#### [What the exercise asks]
Please write out the lines of the data exactly, beginning with the first and ending with the line containing "0V1L3.7 6.4Q4.5 7.2"; leave the pictures behind.

>>>

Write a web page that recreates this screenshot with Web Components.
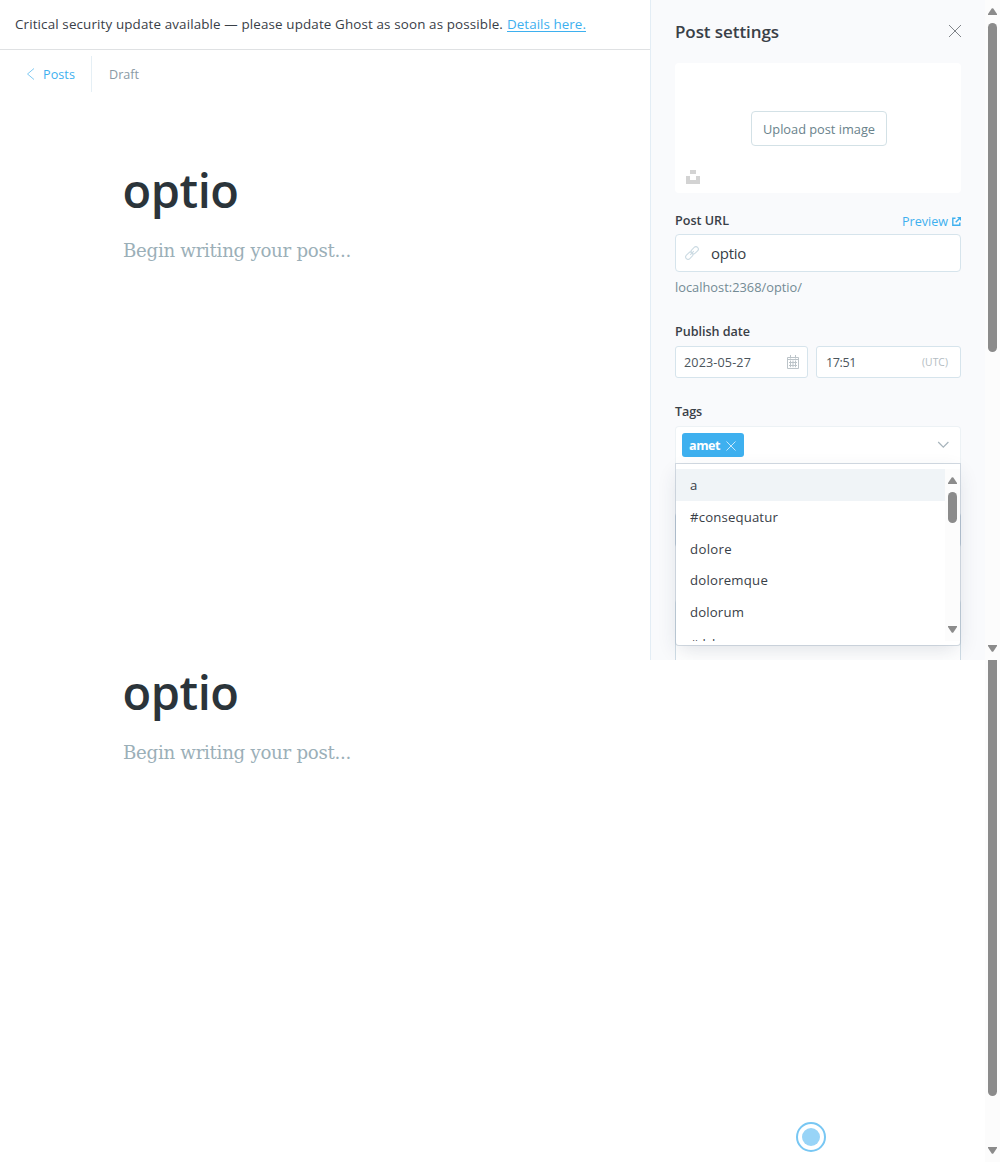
<!DOCTYPE html>
<html lang="en">
<head>
<meta charset="utf-8">
<title>Ghost editor</title>
<style>
html,body{margin:0;padding:0}
body{width:1000px;height:1162px;overflow:hidden;background:#fff;font-family:"Open Sans","Noto Sans",sans-serif;color:#394047}
</style>
</head>
<body>
<ghost-app></ghost-app>
<script>
const define = (name, html, init) => customElements.define(name, class extends HTMLElement {
  connectedCallback() {
    if (this.shadowRoot) return;
    const t = document.createElement('template');
    t.innerHTML = html;
    const root = this.attachShadow({mode: 'open'});
    root.appendChild(t.content.cloneNode(true));
    if (init) init(this, root);
  }
});

// Single line of text whose tracking is tuned to the width in its "w" attribute.
define('fit-text', `<style>:host{display:block;white-space:nowrap;flex:none}span{display:inline-block;text-decoration:var(--deco,none);text-underline-offset:2px}</style><span><slot></slot></span>`, (host, root) => {
  const target = +host.getAttribute('w');
  if (!target) return;
  const span = root.querySelector('span');
  const n = host.textContent.length;
  span.style.letterSpacing = ((target - span.getBoundingClientRect().width) / n) + 'px';
  host.style.width = target + 'px';
});

define('scroll-bar', `<style>
:host{display:flex;flex-direction:column;align-items:center;box-sizing:border-box;width:15px;background:#fcfcfc;flex:none}
svg{display:block;flex:none}
i{display:block;width:9px;border-radius:5px;background:#8b8b8b;height:var(--thumb);margin-top:var(--gap,8px)}
b{flex:1}
:host([tail]) i{border-radius:0 0 5px 5px;margin-top:0}
:host([tail]) .up{display:none}
</style>
<svg class="up" width="9" height="7" viewBox="0 0 9 7"><path d="M0 7V6L3.7.6Q4.5-.2 5.3.6L9 6V7Z" fill="#8b8b8b"/></svg><i></i><b></b>
<svg width="9" height="7" viewBox="0 0 9 7"><path d="M0 0V1L3.7 6.4Q4.5 7.2 5.3 6.4L9 1V0Z" fill="#8b8b8b"/></svg>`);

define('update-banner', `<style>
:host{display:flex;box-sizing:border-box;height:50px;padding:12px 15px 0;border-bottom:1px solid #dfe1e3;font-size:13.4px;line-height:24px;color:#394047;gap:4px}
a{color:#3eb0ef;--deco:underline}
</style><fit-text w="488">Critical security update available — please update Ghost as soon as possible.</fit-text><a><fit-text w="79">Details here.</fit-text></a>`);

define('editor-header', `<style>
:host{display:flex;height:36px;margin-top:6px;font-size:12.6px;line-height:38px}
.back{display:flex;box-sizing:border-box;width:92px;padding-left:26px;border-right:1px solid #e5eff5;color:#3eb0ef;gap:8px;align-items:center}
.back fit-text{align-self:flex-start}
fit-text.d{margin-left:17px;color:#8a9aa5}
svg{display:block}
</style><div class="back"><svg width="9" height="12" viewBox="0 0 9 12"><path d="M8 .5L1.5 6 8 11.5" fill="none" stroke="#7fc9f2" stroke-width="1"/></svg><fit-text w="32">Posts</fit-text></div><fit-text class="d" w="30">Draft</fit-text>`);

define('post-draft', `<style>
:host{display:block;padding-left:123px}
.t{font-size:47px;font-weight:560;line-height:60px;color:#2b343a;margin:0 0 0 -.5px}
.p{font-family:"DejaVu Serif",serif;font-size:18.2px;line-height:30px;color:#9bafb8;margin-top:16px}
</style><fit-text class="t" w="116">optio</fit-text><fit-text class="p" w="228">Begin writing your post...</fit-text>`);

define('image-uploader', `<style>
:host{display:flex;flex-direction:column;align-items:center;box-sizing:border-box;height:130px;background:#fff;border-radius:4px;padding-top:48px;margin-top:13px}
button{font:inherit;margin:0 0 0 2px;padding:1px 11px 0;width:136px;height:35px;border:1px solid #d3e1e6;border-radius:4px;background:#fff;font-size:12.8px;line-height:33px;color:#69828b;text-align:left}
svg{align-self:flex-start;margin:24px 0 0 11px;display:block}
fit-text{height:32px}
</style><button><fit-text w="112">Upload post image</fit-text></button>
<svg width="14" height="14" viewBox="0 0 14 14"><path d="M4 0h6v4H4zM0 6h4v4h6V6h4v8H0z" fill="#d3d3d3"/></svg>`);

define('field-label', `<style>:host{display:block;box-sizing:border-box;height:20px;font-size:12.6px;font-weight:600;line-height:22px;color:#394047}</style><slot></slot>`);

define('url-field', `<style>
:host{display:block;margin-top:17px}
.top{display:flex;justify-content:space-between;height:24px}
.pv{display:flex;gap:4px;align-items:center;height:22px;font-size:12.6px;line-height:24px;color:#3eb0ef}
.pv fit-text{height:22px}
.in{display:flex;align-items:center;box-sizing:border-box;height:38px;border:1px solid #d6e4ec;border-radius:4px;background:#fff;padding-left:9px;gap:12px;font-size:15px;line-height:36px;color:#394047}
.hint{font-size:12.8px;line-height:20px;margin-top:5px;color:#738a94}
</style><div class="top"><field-label><fit-text w="54">Post URL</fit-text></field-label><div class="pv"><fit-text w="46">Preview</fit-text>
<svg width="9" height="9" viewBox="0 0 9 9" fill="none" stroke="#3eb0ef" stroke-width="1.4"><path d="M3.5 1.2H.8v7h7V5.5M3.7 5.3L7 2"/><path d="M5 0h4v4z" fill="#3eb0ef" stroke="none"/></svg></div></div>
<div class="in"><svg width="14" height="14" viewBox="0 0 14 14" fill="none" stroke="#ccdbe3" stroke-width="1.1"><g transform="rotate(-45 7 7)"><rect x="-.9" y="4.6" width="8.2" height="4.8" rx="2.4"/><rect x="6.7" y="4.6" width="8.2" height="4.8" rx="2.4"/><path d="M4.5 7h5"/></g></svg><fit-text w="35">optio</fit-text></div>
<fit-text class="hint" w="127">localhost:2368/optio/</fit-text>`);

define('date-field', `<style>
:host{display:block;margin-top:24px}
.row{display:flex;gap:8px;margin-top:5px}
.b{display:flex;align-items:center;justify-content:space-between;box-sizing:border-box;height:32px;border:1px solid #d6e4ec;border-radius:3px;background:#fff;font-size:12.6px;line-height:32px;color:#4b555c;width:133px;padding:0 8px 0 8px}
.b fit-text{height:30px}
.b+.b{width:145px;padding:0 12px 0 9px}
.b .u{font-size:10.3px;line-height:30px;color:#b3bcc2}
</style><field-label><fit-text w="75">Publish date</fit-text></field-label><div class="row"><div class="b"><fit-text w="67">2023-05-27</fit-text>
<svg width="12" height="14" viewBox="0 0 12 14" fill="none" stroke="#bcc4c9" stroke-width="1"><path d="M.5 2.5h11v11H.5zM.5 4.5h11M3.5 0v3.5M8.5 0v3.5M2 7.5h8M2 10.5h8M3.5 5.5v6.7M6 5.5v6.7M8.5 5.5v6.7"/></svg></div><div class="b"><fit-text w="30">17:51</fit-text><fit-text class="u" w="26">(UTC)</fit-text></div></div>`);

define('tag-token', `<style>:host{display:flex;align-items:center;box-sizing:border-box;width:62px;height:24px;border-radius:3px;background:#3eb0ef;color:#fff;padding:0 7px;gap:6px;font-size:12.6px;font-weight:700;line-height:26px}fit-text{height:24px}svg{margin-top:1px}</style>
<fit-text w="31">amet</fit-text><svg width="10" height="10" viewBox="0 0 10 10"><path d="M.5.5l9 9M9.5.5l-9 9" stroke="#c8e8fb" stroke-width="1"/></svg>`);

define('tag-menu', `<style>
:host{display:flex;box-sizing:border-box;width:286px;height:183px;border:1px solid rgba(170,184,198,.5);border-radius:0 0 4px 4px;background:#fff;background-clip:padding-box;box-shadow:0 7px 20px -4px rgba(39,54,90,.16);padding:5px 0 4px}
.l{flex:1;height:172px;overflow:hidden;font-size:13.2px;color:#394047}
.l div{height:31.75px;line-height:32px;padding-left:14px}
.l div:first-child{background:#f0f4f7}
scroll-bar{height:172px;padding:8px 0 8px}
</style><div class="l"><div><fit-text w="7.5">a</fit-text></div><div><fit-text w="88">#consequatur</fit-text></div><div><fit-text w="42">dolore</fit-text></div><div><fit-text w="78">doloremque</fit-text></div><div><fit-text w="54">dolorum</fit-text></div><div><fit-text w="48">#dolores</fit-text></div></div><scroll-bar style="--thumb:31px;--gap:8px"></scroll-bar>`);

define('tags-field', `<style>
:host{display:block;margin-top:23px;position:relative}
.s{display:flex;align-items:center;justify-content:space-between;box-sizing:border-box;height:37px;margin-top:5px;background:#fff;border:1px solid #edf2f5;border-bottom:0;border-radius:4px 4px 0 0;padding:0 11px 0 6px}
tag-menu{position:absolute;left:0;top:62px;z-index:2}
</style><field-label><fit-text w="27">Tags</fit-text></field-label><div class="s"><tag-token></tag-token><svg width="12" height="8" viewBox="0 0 12 8"><path d="M1.2 1L6.3 6.2 11.4 1" fill="none" stroke="#a7b4bc" stroke-width="1.2"/></svg></div><tag-menu></tag-menu>`);

define('settings-panel', `<style>
:host{display:block;box-sizing:border-box;width:335px;height:660px;overflow:hidden;background:#f9fafc;border-left:1px solid #e3edf5;padding:0 24px}
header{display:flex;align-items:center;justify-content:space-between;height:50px}
header fit-text{font-size:17px;font-weight:600;line-height:26px;color:#394047;margin-top:14px}
header svg{margin:12px -1px 0 0}
.in{box-sizing:border-box;height:36px;margin-top:49px;border:1px solid #b8c8d6;border-radius:4px;background:#fff}
.area{height:100px;margin-top:51px;border-color:#cfdce5}
</style><header><fit-text w="104">Post settings</fit-text><svg width="14" height="14" viewBox="0 0 14 14"><path d="M1 1l12 12M13 1L1 13" stroke="#808489" stroke-width="1"/></svg></header>
<image-uploader></image-uploader><url-field></url-field><date-field></date-field><tags-field></tags-field><div class="in"></div><div class="in area"></div>`);

define('record-dot', `<style>:host{display:flex;align-items:center;justify-content:center;box-sizing:border-box;width:30px;height:30px;border:2px solid #78c7f3;border-radius:50%;background:#fff}i{width:18px;height:18px;border-radius:50%;background:#98d4f7}</style><i></i>`);

define('ghost-app', `<style>
:host{display:flex;flex-direction:column;width:1000px;height:1162px}
.a,.b{display:flex}.a{height:660px}.b{height:502px}
main{flex:1;min-width:0}
.a post-draft{padding-top:67.5px}
.b main{display:flex;flex-direction:column;justify-content:space-between;padding:2px 0 10px;box-sizing:border-box}
.b post-draft{display:flow-root}
record-dot{margin-left:796px}
</style><div class="a"><main><update-banner></update-banner><editor-header></editor-header><post-draft></post-draft></main><settings-panel></settings-panel><scroll-bar style="--thumb:329px;padding:8px 0"></scroll-bar></div>
<div class="b"><main><post-draft></post-draft><record-dot></record-dot></main><scroll-bar tail style="--thumb:436px;padding-bottom:8px"></scroll-bar></div>`);
</script>
</body>
</html>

<<<

#### [Problem solution]
Write a web page that recreates this screenshot with Web Components.
<!DOCTYPE html>
<html lang="en">
<head>
<meta charset="utf-8">
<title>Ghost editor</title>
<style>
html,body{margin:0;padding:0}
body{width:1000px;height:1162px;overflow:hidden;background:#fff;font-family:"Open Sans","Noto Sans",sans-serif;color:#394047}
</style>
</head>
<body>
<ghost-app></ghost-app>
<script>
const define = (name, html, init) => customElements.define(name, class extends HTMLElement {
  connectedCallback() {
    if (this.shadowRoot) return;
    const t = document.createElement('template');
    t.innerHTML = html;
    const root = this.attachShadow({mode: 'open'});
    root.appendChild(t.content.cloneNode(true));
    if (init) init(this, root);
  }
});

// Single line of text whose tracking is tuned to the width in its "w" attribute.
define('fit-text', `<style>:host{display:block;white-space:nowrap;flex:none}span{display:inline-block;text-decoration:var(--deco,none);text-underline-offset:2px}</style><span><slot></slot></span>`, (host, root) => {
  const target = +host.getAttribute('w');
  if (!target) return;
  const span = root.querySelector('span');
  const n = host.textContent.length;
  span.style.letterSpacing = ((target - span.getBoundingClientRect().width) / n) + 'px';
  host.style.width = target + 'px';
});

define('scroll-bar', `<style>
:host{display:flex;flex-direction:column;align-items:center;box-sizing:border-box;width:15px;background:#fcfcfc;flex:none}
svg{display:block;flex:none}
i{display:block;width:9px;border-radius:5px;background:#8b8b8b;height:var(--thumb);margin-top:var(--gap,8px)}
b{flex:1}
:host([tail]) i{border-radius:0 0 5px 5px;margin-top:0}
:host([tail]) .up{display:none}
</style>
<svg class="up" width="9" height="7" viewBox="0 0 9 7"><path d="M0 7V6L3.7.6Q4.5-.2 5.3.6L9 6V7Z" fill="#8b8b8b"/></svg><i></i><b></b>
<svg width="9" height="7" viewBox="0 0 9 7"><path d="M0 0V1L3.7 6.4Q4.5 7.2 5.3 6.4L9 1V0Z" fill="#8b8b8b"/></svg>`);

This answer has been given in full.